Pictures do not belong in your copy. Repeat all the other data exactly.

::: Provided material :::

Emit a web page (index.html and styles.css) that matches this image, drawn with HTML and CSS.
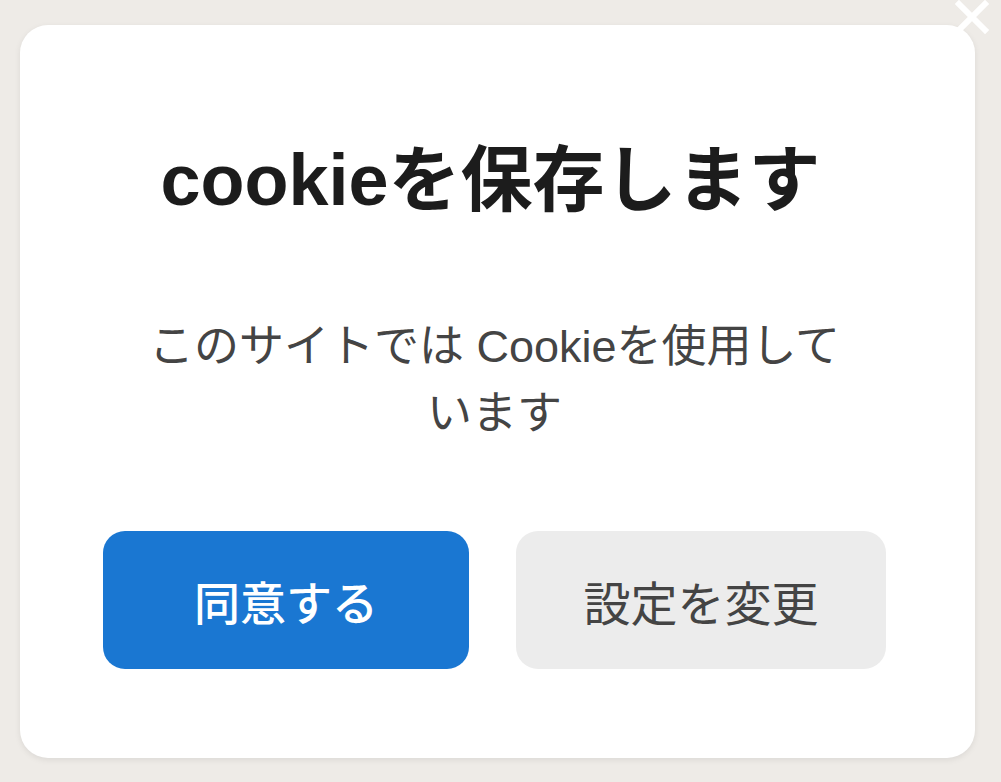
FILE: index.html
```html
<!DOCTYPE html>
<html lang="ja">

<head>
    <title>cookieを保存します</title>
    <link rel="stylesheet" href="styles.css">
</head>

<body>
    <div class="consent">
        <button class="close" type="button" aria-label="閉じる">
            <svg width="34" height="34" viewBox="0 0 34 34">
                <path d="M4 4 L30 30 M30 4 L4 30" stroke="#ffffff" stroke-width="6" stroke-linecap="square" />
            </svg>
        </button>
        <h1 class="title">cookieを保存します</h1>
        <p class="text">このサイトでは Cookieを使用しています</p>
        <div class="actions">
            <button type="button" class="btn btn-accept">同意する</button>
            <button type="button" class="btn btn-settings">設定を変更</button>
        </div>
    </div>
</body>

</html>
```

FILE: styles.css
```css
body {
    margin: 0;
    height: 100vh;
    padding: 25px 26px 0 20px;
    box-sizing: border-box;
    background: #eeebe7;
    font-family: "Liberation Sans", "Noto Sans CJK JP", sans-serif;
    overflow: hidden;
}

.consent {
    position: relative;
    height: 733px;
    box-sizing: border-box;
    padding: 112px 89px 0 83px;
    background: #ffffff;
    border-radius: 28px;
    box-shadow: 0 2px 6px rgba(0, 0, 0, 0.08);
    display: flex;
    flex-direction: column;
    align-items: center;
}

.close {
    position: absolute;
    top: -25px;
    right: -14px;
    padding: 0;
    border: none;
    background: none;
    cursor: pointer;
    line-height: 0;
}

.title {
    margin: 0 0 0 -8px;
    font-size: 72px;
    line-height: 86px;
    font-weight: bold;
    color: #1c1c1c;
    text-align: center;
}

.text {
    margin: 90px 0 0;
    max-width: 720px;
    font-size: 45px;
    line-height: 67px;
    color: #444444;
    text-align: center;
}

.actions {
    margin-top: 84px;
    display: flex;
    gap: 47px;
}

.btn {
    width: 366px;
    height: 138px;
    border: none;
    border-radius: 22px;
    font-family: inherit;
    font-size: 46px;
    cursor: pointer;
}

.btn-accept {
    background: #1a77d2;
    color: #ffffff;
    font-weight: 500;
}

.btn-settings {
    width: 370px;
    background: #ececec;
    color: #444444;
    font-size: 47px;
}
```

:::

Answer:
Emit a web page (index.html and styles.css) that matches this image, drawn with HTML and CSS.
FILE: index.html
```html
<!DOCTYPE html>
<html lang="ja">

<head>
    <title>cookieを保存します</title>
    <link rel="stylesheet" href="styles.css">
</head>

<body>
    <div class="consent">
        <button class="close" type="button" aria-label="閉じる">
            <svg width="34" height="34" viewBox="0 0 34 34">
                <path d="M4 4 L30 30 M30 4 L4 30" stroke="#ffffff" stroke-width="6" stroke-linecap="square" />
            </svg>
        </button>
        <h1 class="title">cookieを保存します</h1>
        <p class="text">このサイトでは Cookieを使用しています</p>
        <div class="actions">
            <button type="button" class="btn btn-accept">同意する</button>
            <button type="button" class="btn btn-settings">設定を変更</button>
        </div>
    </div>
</body>

</html>
```

FILE: styles.css
```css
body {
    margin: 0;
    height: 100vh;
    padding: 25px 26px 0 20px;
    box-sizing: border-box;
    background: #eeebe7;
    font-family: "Liberation Sans", "Noto Sans CJK JP", sans-serif;
    overflow: hidden;
}

.consent {
    position: relative;
    height: 733px;
    box-sizing: border-box;
    padding: 112px 89px 0 83px;
    background: #ffffff;
    border-radius: 28px;
    box-shadow: 0 2px 6px rgba(0, 0, 0, 0.08);
    display: flex;
    flex-direction: column;
    align-items: center;
}

.close {
    position: absolute;
    top: -25px;
    right: -14px;
    padding: 0;
    border: none;
    background: none;
    cursor: pointer;
    line-height: 0;
}

.title {
    margin: 0 0 0 -8px;
    font-size: 72px;
    line-height: 86px;
    font-weight: bold;
    color: #1c1c1c;
    text-align: center;
}

.text {
    margin: 90px 0 0;
    max-width: 720px;
    font-size: 45px;
    line-height: 67px;
    color: #444444;
    text-align: center;
}

.actions {
    margin-top: 84px;
    display: flex;
    gap: 47px;
}

.btn {
    width: 366px;
    height: 138px;
    border: none;
    border-radius: 22px;
    font-family: inherit;
    font-size: 46px;
    cursor: pointer;
}

.btn-accept {
    background: #1a77d2;
    color: #ffffff;
    font-weight: 500;
}

.btn-settings {
    width: 370px;
    background: #ececec;
    color: #444444;
    font-size: 47px;
}
```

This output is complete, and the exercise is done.